There are many potential ways to assess whether results will replicate. We propose a simple, black-box, statistical approach, which is deliberately automated in order to require little subjective peer judgment and to minimize costs. This approach leverages the hard work of several recent multi-investigator teams who performed direct replications of experiments in psychology and economics [2, 7, 28, 29]. Based on these actual replications, we fit statistical models to predict replication and analyze which objective features of studies are associated with replicability.
We have 131 direct replications in our dataset. Each can be judged categorically by whether it replicated or not, by a pre-announced binary statistical criterion. The degree of replication can also be judged on a continuous numerical scale, by the size of the effect estimated in the replication compared to the size of the effect in the original study. As binary criterion, we call replications with significant (p ≤ 0.05) effects in the same direction as the original study successful. For the continuous measure, we study the ratio of effect sizes, standardized to correlation coefficients. Our method uses machine learning to predict outcomes and identify the characteristics of study-replication pairs that can best explain the observed replication results [30–33].

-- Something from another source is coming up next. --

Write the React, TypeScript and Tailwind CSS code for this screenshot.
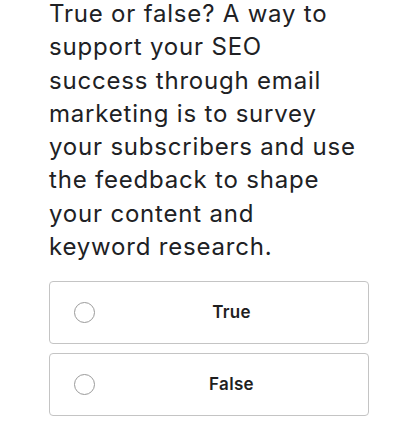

We divide the objective features of the original experiment into two classes. The first contains the statistical design properties and outcomes: among these features we have sample size, the effect size and p-value originally measured, and whether a finding is an effect of one variable or an interaction between multiple variables. The second class is the descriptive aspects of the original study which go beyond statistics: these features include how often a published paper has been cited and the number and past success of authors, but also how subjects were compensated. Furthermore, since our model is designed to predict the outcome of specific replication attempts we also include similar properties about the replication that were known beforehand. We also include variables that characterize the difference between the original and replication experiments—such as whether they were conducted in the same country or used the same pool of subjects. See S1 Table for a complete list of variables, and S2 Table for summary statistics.
The statistical and descriptive features are objective. In addition, for a sample of 55 of the study-replication pairs we also have measures of subjective beliefs of peer scientists about how likely a replication attempt was to result in a categorical Yes/No replication, on a 0-100% scale, based on survey responses and prediction market prices [1, 2]. Market participants in these studies predicted replication with an accuracy of 65.5% (assuming that market prices reflect replication probabilities [34] and using a decision threshold of 0.5).
Our proposed model should be seen as a proof-of-concept. It is fitted on an arguably too small data set with an indiscriminately selected feature set. Still, its performance is on par with the predictions of professionals, hinting at a promising future for the use of statistical tools in the evaluation of replicability.